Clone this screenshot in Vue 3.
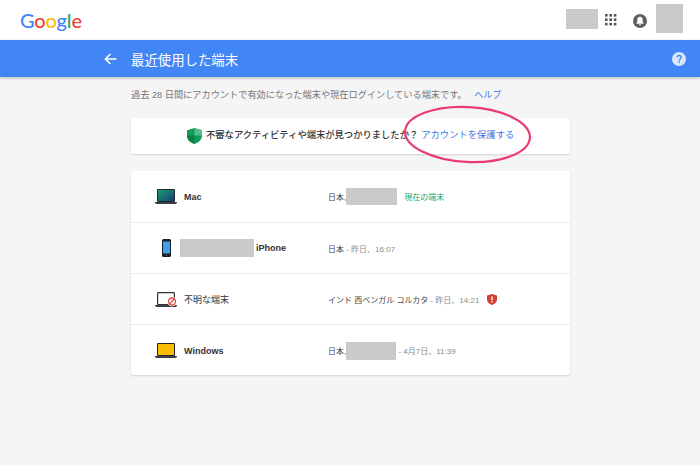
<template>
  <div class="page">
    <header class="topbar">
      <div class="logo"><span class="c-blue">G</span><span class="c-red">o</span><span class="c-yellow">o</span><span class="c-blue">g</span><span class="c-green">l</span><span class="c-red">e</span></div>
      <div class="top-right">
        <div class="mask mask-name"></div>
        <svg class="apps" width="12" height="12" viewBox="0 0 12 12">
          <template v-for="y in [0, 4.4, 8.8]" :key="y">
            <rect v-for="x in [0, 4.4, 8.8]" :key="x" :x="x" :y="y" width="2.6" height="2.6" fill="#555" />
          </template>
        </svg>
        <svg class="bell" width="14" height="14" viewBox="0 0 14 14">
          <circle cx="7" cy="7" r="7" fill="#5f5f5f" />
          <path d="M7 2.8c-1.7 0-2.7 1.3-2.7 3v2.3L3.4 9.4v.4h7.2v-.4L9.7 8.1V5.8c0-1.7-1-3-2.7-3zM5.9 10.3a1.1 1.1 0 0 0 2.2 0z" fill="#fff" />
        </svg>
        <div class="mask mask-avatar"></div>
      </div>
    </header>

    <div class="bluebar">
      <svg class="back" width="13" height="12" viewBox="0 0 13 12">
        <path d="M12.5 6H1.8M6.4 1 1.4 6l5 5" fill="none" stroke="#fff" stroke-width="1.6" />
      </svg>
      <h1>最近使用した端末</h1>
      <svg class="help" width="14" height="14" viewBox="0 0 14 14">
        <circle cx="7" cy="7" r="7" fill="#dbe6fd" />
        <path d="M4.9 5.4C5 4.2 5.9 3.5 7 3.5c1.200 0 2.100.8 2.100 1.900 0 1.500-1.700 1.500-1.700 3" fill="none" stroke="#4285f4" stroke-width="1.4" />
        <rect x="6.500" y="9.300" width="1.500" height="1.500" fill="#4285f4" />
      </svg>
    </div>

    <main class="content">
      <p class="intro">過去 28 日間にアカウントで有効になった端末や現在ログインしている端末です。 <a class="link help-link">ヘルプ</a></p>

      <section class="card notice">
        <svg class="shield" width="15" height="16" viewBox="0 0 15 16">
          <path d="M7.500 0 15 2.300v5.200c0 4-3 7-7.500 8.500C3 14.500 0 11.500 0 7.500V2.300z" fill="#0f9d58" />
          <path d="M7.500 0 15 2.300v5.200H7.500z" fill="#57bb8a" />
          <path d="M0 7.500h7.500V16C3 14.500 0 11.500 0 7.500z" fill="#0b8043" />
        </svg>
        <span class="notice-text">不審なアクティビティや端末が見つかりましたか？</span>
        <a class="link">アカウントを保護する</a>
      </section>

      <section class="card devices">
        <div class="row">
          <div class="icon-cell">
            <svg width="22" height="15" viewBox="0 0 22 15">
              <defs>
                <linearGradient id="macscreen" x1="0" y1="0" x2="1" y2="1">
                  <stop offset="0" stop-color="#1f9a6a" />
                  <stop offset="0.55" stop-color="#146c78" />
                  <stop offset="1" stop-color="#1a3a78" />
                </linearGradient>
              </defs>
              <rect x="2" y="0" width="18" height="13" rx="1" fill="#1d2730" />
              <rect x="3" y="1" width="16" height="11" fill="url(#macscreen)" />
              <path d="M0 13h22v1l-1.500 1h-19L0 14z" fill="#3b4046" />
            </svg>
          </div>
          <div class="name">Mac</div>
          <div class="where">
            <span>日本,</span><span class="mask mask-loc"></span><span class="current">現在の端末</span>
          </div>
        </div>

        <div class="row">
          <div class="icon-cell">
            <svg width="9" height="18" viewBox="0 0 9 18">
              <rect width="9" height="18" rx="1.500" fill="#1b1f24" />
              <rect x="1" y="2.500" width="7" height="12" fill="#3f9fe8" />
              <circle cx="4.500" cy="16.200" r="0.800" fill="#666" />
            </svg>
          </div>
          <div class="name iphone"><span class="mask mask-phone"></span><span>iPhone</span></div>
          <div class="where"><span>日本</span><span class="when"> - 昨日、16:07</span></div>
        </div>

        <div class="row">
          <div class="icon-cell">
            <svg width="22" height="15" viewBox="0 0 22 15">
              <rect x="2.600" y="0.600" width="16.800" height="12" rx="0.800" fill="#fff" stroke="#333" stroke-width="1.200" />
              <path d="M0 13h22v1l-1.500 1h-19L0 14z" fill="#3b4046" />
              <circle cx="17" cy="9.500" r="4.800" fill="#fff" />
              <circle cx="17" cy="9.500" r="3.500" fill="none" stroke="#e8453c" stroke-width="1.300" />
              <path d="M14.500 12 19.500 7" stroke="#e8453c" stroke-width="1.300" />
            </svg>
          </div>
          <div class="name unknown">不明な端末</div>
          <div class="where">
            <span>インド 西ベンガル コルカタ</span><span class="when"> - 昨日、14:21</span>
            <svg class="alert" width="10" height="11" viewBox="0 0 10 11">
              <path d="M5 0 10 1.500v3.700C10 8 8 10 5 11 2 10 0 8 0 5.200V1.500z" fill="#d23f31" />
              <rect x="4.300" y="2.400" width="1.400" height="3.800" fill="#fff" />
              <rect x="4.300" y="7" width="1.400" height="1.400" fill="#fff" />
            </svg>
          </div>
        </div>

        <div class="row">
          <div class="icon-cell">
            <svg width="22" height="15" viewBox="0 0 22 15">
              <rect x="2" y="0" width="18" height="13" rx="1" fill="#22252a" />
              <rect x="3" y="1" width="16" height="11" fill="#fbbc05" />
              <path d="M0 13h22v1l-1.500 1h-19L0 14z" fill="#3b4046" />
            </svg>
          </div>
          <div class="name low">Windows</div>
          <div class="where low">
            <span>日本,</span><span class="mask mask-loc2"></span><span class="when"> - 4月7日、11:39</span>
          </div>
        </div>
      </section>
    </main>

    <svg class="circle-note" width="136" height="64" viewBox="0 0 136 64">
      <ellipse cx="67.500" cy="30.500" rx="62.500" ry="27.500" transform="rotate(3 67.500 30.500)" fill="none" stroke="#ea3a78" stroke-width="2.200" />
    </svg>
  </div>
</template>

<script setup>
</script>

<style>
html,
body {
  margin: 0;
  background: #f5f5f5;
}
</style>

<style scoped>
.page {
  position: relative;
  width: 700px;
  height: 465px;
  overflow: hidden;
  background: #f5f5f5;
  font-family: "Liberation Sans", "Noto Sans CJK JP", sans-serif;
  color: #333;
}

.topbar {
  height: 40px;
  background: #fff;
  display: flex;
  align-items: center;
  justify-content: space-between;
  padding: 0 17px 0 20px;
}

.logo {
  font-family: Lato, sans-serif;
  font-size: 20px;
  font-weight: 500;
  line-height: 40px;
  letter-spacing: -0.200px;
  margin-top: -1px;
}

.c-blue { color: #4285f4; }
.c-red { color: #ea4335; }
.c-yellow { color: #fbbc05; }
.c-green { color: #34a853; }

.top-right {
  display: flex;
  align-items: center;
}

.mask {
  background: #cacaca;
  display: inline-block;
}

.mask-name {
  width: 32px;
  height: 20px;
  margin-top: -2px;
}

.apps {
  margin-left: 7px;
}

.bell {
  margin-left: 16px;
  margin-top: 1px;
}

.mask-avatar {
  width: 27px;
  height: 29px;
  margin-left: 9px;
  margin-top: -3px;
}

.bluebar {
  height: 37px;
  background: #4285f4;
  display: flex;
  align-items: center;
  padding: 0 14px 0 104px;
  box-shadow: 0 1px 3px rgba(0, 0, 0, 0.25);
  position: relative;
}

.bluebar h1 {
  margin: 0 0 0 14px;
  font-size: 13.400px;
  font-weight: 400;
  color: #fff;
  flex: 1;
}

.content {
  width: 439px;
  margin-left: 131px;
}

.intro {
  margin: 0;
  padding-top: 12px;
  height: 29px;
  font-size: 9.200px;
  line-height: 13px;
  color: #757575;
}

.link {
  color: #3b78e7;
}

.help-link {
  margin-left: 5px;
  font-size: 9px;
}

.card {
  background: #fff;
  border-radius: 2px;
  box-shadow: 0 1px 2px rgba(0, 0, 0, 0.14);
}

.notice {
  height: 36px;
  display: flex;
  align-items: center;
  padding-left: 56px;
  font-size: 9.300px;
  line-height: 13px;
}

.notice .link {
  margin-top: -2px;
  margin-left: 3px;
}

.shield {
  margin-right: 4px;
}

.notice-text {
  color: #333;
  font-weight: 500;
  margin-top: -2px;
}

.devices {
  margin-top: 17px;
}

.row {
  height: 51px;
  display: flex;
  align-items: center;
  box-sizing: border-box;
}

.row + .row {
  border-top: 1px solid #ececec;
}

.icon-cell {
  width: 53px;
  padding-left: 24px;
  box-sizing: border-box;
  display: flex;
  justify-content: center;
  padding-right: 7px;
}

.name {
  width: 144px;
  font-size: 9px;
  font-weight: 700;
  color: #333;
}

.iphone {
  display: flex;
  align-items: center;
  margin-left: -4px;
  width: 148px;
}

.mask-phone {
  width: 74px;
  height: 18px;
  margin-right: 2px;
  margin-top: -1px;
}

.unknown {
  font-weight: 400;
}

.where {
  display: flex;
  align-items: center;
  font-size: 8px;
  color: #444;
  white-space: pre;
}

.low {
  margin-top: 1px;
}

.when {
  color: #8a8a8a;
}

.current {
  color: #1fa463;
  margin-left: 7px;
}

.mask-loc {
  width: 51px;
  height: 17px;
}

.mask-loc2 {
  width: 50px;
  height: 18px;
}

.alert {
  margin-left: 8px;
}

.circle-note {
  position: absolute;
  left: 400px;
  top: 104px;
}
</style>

_ _ _ _

To be done =>
Each line from the top of the material through the line containing "28 日間にアカウントで有効になった端末や現在ログインしている端末です。 <a" should be reproduced exactly; please drop any images.

Output below =>
Clone this screenshot in Vue 3.
<template>
  <div class="page">
    <header class="topbar">
      <div class="logo"><span class="c-blue">G</span><span class="c-red">o</span><span class="c-yellow">o</span><span class="c-blue">g</span><span class="c-green">l</span><span class="c-red">e</span></div>
      <div class="top-right">
        <div class="mask mask-name"></div>
        <svg class="apps" width="12" height="12" viewBox="0 0 12 12">
          <template v-for="y in [0, 4.4, 8.8]" :key="y">
            <rect v-for="x in [0, 4.4, 8.8]" :key="x" :x="x" :y="y" width="2.6" height="2.6" fill="#555" />
          </template>
        </svg>
        <svg class="bell" width="14" height="14" viewBox="0 0 14 14">
          <circle cx="7" cy="7" r="7" fill="#5f5f5f" />
          <path d="M7 2.8c-1.7 0-2.7 1.3-2.7 3v2.3L3.4 9.4v.4h7.2v-.4L9.7 8.1V5.8c0-1.7-1-3-2.7-3zM5.9 10.3a1.1 1.1 0 0 0 2.2 0z" fill="#fff" />
        </svg>
        <div class="mask mask-avatar"></div>
      </div>
    </header>

    <div class="bluebar">
      <svg class="back" width="13" height="12" viewBox="0 0 13 12">
        <path d="M12.5 6H1.8M6.4 1 1.4 6l5 5" fill="none" stroke="#fff" stroke-width="1.6" />
      </svg>
      <h1>最近使用した端末</h1>
      <svg class="help" width="14" height="14" viewBox="0 0 14 14">
        <circle cx="7" cy="7" r="7" fill="#dbe6fd" />
        <path d="M4.9 5.4C5 4.2 5.9 3.5 7 3.5c1.200 0 2.100.8 2.100 1.900 0 1.500-1.700 1.500-1.700 3" fill="none" stroke="#4285f4" stroke-width="1.4" />
        <rect x="6.500" y="9.300" width="1.500" height="1.500" fill="#4285f4" />
      </svg>
    </div>

    <main class="content">
      <p class="intro">過去 28 日間にアカウントで有効になった端末や現在ログインしている端末です。 <a class="link help-link">ヘルプ</a></p>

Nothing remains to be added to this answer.